WYOMING — As a multi-country resident, Wyoming Seminary President Kevin Rea noted his own personal torment with the Battle of Wyoming as hundreds gathered at the Wyoming Monument Monday morning to celebrate Independence Day and to remember some of the Wyoming Valley’s local history.
The Wyoming Commemorative Association held the 188th annual commemorative service of the battle and massacre of Wyoming, which occurred on July 3, 1778.
Having grown up in Rhode Island, Rea later moved to the United Kingdom to study literature and ultimately become a citizen of the UK.
“So I stand before you – on the Fourth of July – a holder of two passports,” Rea said. “One British, one American.”
Rea spoke about the Battle of Wyoming through summarizing Thomas Campbell’s 1809 poem of the event, “Gertrude of Wyoming.” He compared the poem to that of a miniseries, noting climatic points of the battle and love story between Gertrude and William Waldergrave, a young orphan boy whom Gertrude’s father, Albert, took in.
Living in the area for about a year now, Rea said he could relate to the poem and hopes it offers local residents fascinating insights about the Wyoming Valley, and the historical significance of the Battle of Wyoming.
“On this Independence Day, and in this place where we pay tribute to our patriots who have sacrificed it all, we pay tribute to their independent spirit, to the love of their homes in this valley.

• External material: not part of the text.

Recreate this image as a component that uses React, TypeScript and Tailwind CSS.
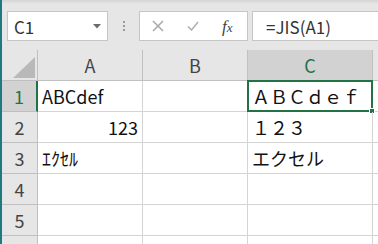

We also – through the power of poetry – appreciate the importance of preserving our own independence of mind and heart, the foundation of true freedom and the basis of our ability to love our country.”
As patrons gathered under the canopy alongside the monument, patriotic melodies from the Wyoming Valley Band, headed by Donald Williams, greeted guests. Marcella Starr, president of the Wyoming Monument Association, thanked local groups for their assistance in the event.
The ceremony also included the swearing in of Dr. William Lewis Jr., the state’s commissioner for the Pennsylvania Historical and Museum Commission, located in Harrisburg. Luzerne County Judge Richard Hughes presented the oath of office.
About 50 floral tributes were presented and adorned around the monument from local historical, military and municipality chapters, preceded by the firing of arms.
According to Starr, the monument association is seeking grants or donations to assist in replacing the concrete around the monument, its fencing and maintenance of the grounds.